§ **TASK GOAL**:
Check each line of the listing, and copy it if it contains the word "index".

# # # #

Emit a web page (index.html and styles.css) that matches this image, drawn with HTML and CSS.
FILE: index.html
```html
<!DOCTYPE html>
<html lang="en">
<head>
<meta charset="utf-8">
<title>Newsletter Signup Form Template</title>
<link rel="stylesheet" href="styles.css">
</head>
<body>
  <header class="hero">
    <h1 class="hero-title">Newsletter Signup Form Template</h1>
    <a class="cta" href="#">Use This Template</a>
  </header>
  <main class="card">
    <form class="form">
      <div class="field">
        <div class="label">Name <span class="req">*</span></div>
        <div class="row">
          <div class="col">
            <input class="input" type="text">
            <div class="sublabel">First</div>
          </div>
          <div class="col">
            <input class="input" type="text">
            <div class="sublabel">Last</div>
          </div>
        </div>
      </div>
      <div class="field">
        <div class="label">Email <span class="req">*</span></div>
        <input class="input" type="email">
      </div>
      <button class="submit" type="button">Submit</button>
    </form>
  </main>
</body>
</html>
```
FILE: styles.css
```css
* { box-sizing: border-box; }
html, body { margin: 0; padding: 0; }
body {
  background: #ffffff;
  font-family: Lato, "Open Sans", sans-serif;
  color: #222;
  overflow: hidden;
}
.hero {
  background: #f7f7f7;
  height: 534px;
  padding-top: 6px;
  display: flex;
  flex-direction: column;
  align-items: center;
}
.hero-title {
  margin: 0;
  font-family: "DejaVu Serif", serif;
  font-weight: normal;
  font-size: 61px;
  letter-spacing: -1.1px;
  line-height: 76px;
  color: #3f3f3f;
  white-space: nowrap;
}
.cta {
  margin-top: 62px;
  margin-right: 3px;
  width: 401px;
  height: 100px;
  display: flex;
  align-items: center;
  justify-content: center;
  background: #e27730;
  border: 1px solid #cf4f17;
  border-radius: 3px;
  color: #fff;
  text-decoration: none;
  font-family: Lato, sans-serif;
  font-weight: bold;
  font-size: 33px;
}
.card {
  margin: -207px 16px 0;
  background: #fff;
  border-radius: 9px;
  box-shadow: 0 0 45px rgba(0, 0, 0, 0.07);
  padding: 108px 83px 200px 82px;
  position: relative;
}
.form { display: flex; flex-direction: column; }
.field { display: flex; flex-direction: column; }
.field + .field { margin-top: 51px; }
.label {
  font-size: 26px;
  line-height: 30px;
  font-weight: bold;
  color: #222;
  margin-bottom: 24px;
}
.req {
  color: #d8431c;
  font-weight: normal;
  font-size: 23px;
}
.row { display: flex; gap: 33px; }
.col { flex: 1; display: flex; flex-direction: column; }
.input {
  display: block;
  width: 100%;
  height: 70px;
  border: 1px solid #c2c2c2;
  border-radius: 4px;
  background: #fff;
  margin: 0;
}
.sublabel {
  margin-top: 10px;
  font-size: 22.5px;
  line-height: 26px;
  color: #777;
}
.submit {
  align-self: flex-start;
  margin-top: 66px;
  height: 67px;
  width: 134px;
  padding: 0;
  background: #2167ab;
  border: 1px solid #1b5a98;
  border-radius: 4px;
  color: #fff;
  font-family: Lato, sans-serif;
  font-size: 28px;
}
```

# # # #

§ **THE OUTPUT**:
Emit a web page (index.html and styles.css) that matches this image, drawn with HTML and CSS.
FILE: index.html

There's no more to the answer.